═══ Supplied data

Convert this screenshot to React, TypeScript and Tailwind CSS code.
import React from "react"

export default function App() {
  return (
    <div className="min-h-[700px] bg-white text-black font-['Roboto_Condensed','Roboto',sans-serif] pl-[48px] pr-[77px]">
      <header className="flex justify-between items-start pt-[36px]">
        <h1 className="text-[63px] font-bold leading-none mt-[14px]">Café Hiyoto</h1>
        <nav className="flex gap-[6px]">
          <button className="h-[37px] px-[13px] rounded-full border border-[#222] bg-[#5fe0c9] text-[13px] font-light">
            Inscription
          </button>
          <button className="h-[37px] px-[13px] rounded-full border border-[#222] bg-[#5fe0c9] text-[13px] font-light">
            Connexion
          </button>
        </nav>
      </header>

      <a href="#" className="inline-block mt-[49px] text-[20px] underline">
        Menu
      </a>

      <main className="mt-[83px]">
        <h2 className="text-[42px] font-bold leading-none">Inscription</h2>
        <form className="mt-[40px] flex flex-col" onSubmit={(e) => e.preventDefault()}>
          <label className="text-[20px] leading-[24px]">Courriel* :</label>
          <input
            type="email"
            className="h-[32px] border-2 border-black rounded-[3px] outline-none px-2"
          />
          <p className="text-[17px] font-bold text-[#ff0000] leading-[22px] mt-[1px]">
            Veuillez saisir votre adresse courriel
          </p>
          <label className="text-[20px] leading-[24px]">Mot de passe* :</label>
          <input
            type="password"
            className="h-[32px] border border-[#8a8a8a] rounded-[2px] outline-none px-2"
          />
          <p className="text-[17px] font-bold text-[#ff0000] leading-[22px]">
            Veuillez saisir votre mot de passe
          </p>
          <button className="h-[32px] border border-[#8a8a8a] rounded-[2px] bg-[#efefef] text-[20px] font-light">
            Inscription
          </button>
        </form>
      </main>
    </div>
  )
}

══════
═══ Supplied data

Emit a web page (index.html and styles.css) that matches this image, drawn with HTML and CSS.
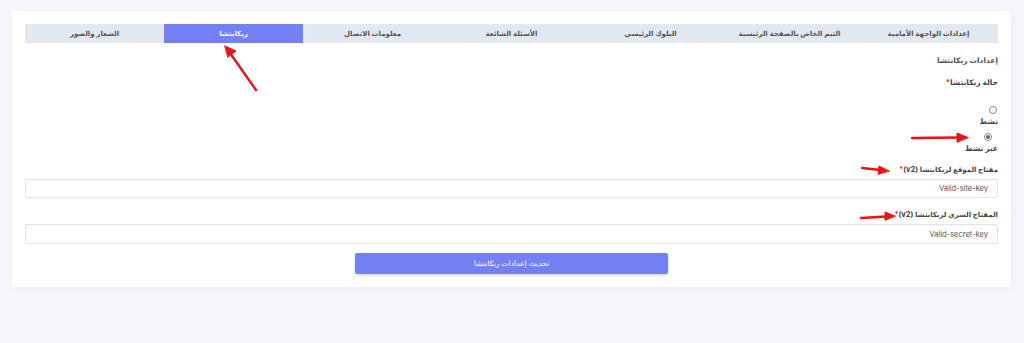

══════

### Task description
Pull out all lines in the data above that include "this".

### Worked solution
Convert this screenshot to React, TypeScript and Tailwind CSS code.
Emit a web page (index.html and styles.css) that matches this image, drawn with HTML and CSS.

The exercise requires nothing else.